Safe investment in a turbulent stock market

There are a few things you need to know to ensure you invest your money safely. First, the stock market isn’t a very safe place to put all your eggs in one basket. You really need to diversify your portfolio to ensure you keep up with inflation.

Have you heard of institutions or advisors who invest your money and are in control of your finances, like Bernie Madoff or The Stanford Financial Group? Many people have just opened accounts and let these types of financial organizations invest all their money. The problem is that whether these guys made money or lost money, these guys still got huge commissions on your money. They were also in full control of your money so these institutions or people ran illegal ponzi schemes with your money and as long as they kept getting new money from investors it seemed like they were investing your money properly. They guaranteed returns of 10% and more.

The problem I have with not being in control of your own finances is that you never know what will happen to your money. Investors became creditors to these institutions, and many never got back the money they invested.

As an investment advisor, I always make sure my clients can log in and manage their own money and see how their investments are performing.

The stock market is very unpredictable and taking big falls at this point and my focus is not to lose money when you invest your money and to be as tax efficient as possible. I have millions of dollars invested and make sure that losing is not part of my philosophy. You still need to invest in a 401k plan if it’s offered at your job, but diversify your investments in your 401k plan and make sure you allocate some in the money market sector to limit risk.

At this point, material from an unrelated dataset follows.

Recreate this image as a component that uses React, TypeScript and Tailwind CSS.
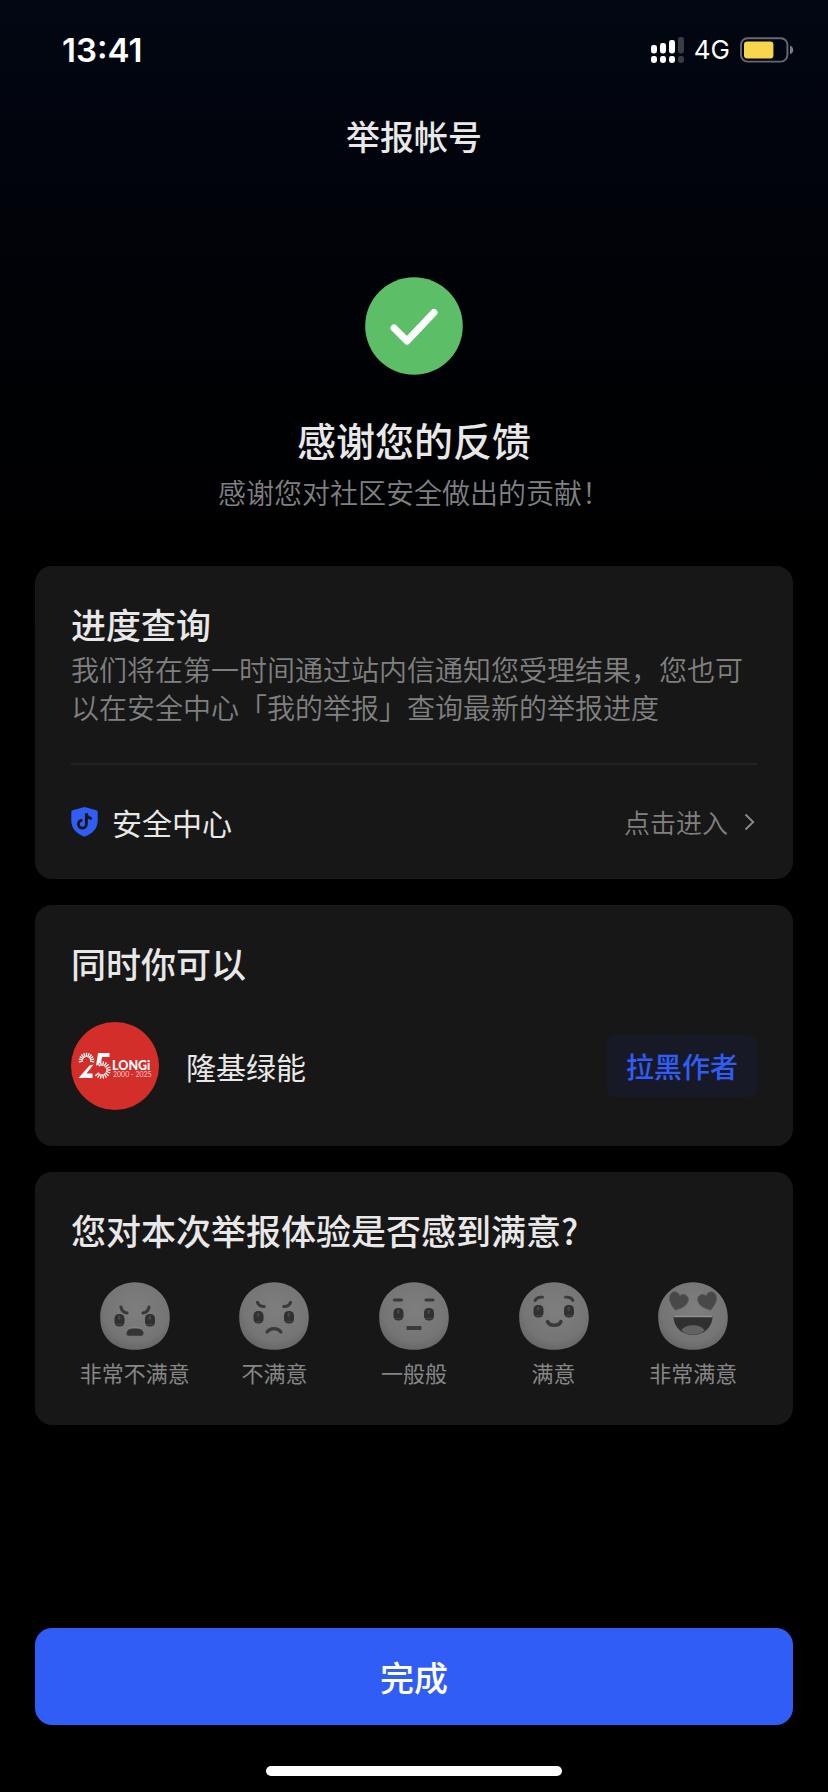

I use annuities and insurance to invest large sums of money and still get great returns of 7%+ without the risk of losing capital even in a down market. If you only invest in a fixed annuity, you won’t keep up with inflation. When you invest in a variable annuity, you are exposed to stock market risk, which can result in large losses. I’m an indexed annuity expert and have sold millions of dollars of them and they continue to grow because the capital is safe and also the ability to keep up with inflation and the tax deferral of profits is important.

When you invest large amounts in indexed annuities, you also have low management fees, unlike variable annuities, which, like the stock market, require a person to manage the funds, which adds to the fees. Indexed products are compared against a benchmark such as the S&P 500 or another index and therefore result in lower operating fees. Buying an indexed annuity comes with serious compliance to ensure this type of investment is right for you. First, I need to make sure that this investment is right for the investor as your money is tied up for a period of time. The company will also ensure that this investment is right for the buyer and then the investor has free time to make sure the investment is a good fit. More often than not, a pension isn’t right for a person in their late 70’s or 80’s, but compliance will determine that depending on the situation. When a client is closer to 80 years old, we look at indexed life insurance policies to see if we can solve a problem for them. I do a good job of due diligence to make sure my clients are the right fit for the product that will solve their money problems.